If webmasters get back to you, follow through with them and update the spreadsheet. If the link has been removed, change the “Removed?” column to “Yes.” If you can’t get the link removed, change the “Removed?” column to “No.” Make sure to document all of your correspondence with the webmasters in the spreadsheet.

If after two days, you haven’t heard back from the webmaster, send them a follow-up e-mail and document it in the “2nd contact” column.

If after another two days, you still haven’t heard back, send a second follow-up e-mail, and write in the “3rd contact” form that you sent an additional e-mail but haven’t been able to get in touch with the webmaster. Mention that you are going to disavow the link.

Step Five – Disavow

If you have kept up with keeping the Excel file tidy, you will have a list of all of the links and domains you want to disavow.
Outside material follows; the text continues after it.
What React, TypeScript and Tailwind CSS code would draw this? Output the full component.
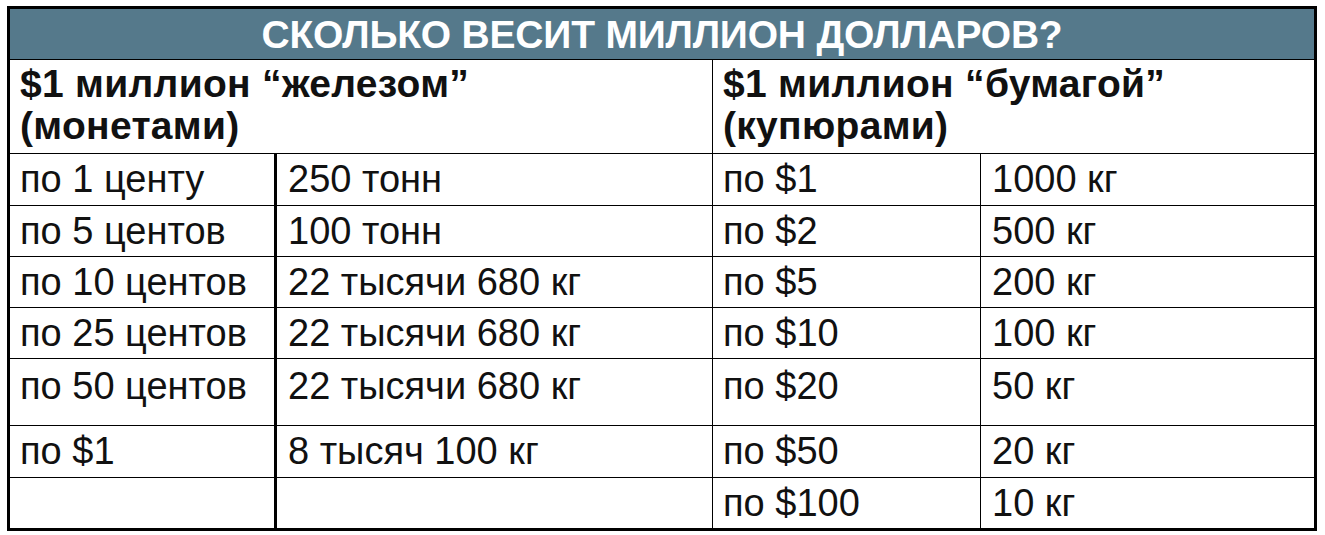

      1. Filter the excel spreadsheet by “Yes – Domain” in the “Disavow?” column. Copy the entire “Disavow Text” column and paste it into a .txt file.
      2. This next step can be a pain. I haven’t found a great way to do this. I know it can be done using VBA, but I am no expert in that field. Filter the excel spreadsheet by “Yes – Link” in the “Disavow?” column. For each domain here, you need to find the actual links you want to disavow.
      3. Copy the domain name and find all the links from that domain in the first spreadsheet. Copy the links and paste them into your .txt file.
      4. Once you have completed this for all the links you want to disavow, save the .txt file, disavow the links through Google Webmaster Tools, and save the .txt file as a Google Doc.

Step Six – Draft the Reconsideration Request Letter

Your reconsideration request letter should be concise and to the point. Don’t beat around the bush. If you screwed up, take responsibility for it. Google wants to see that you know what you have done wrong and won’t go doing it again. If somebody else screwed things up, you can mention that, but still take responsibility for employing them. Here is one sample reconsideration request we sent in for a client whose previous SEO agency effectively trashed their site.

Step Seven – Send the Reconsideration Request

All of the above is a long and arduous process. It’s not fun, easy, or short and that’s just how Google wants is. They want to see you sweat and they want to ensure you won’t go ahead and do the same thing again. There are plenty of shortcuts in this process and they may work or they may not. Follow the above process and do it well, and you will be on your way back to a functional website before you know it.

And thus concludes a very long blog post.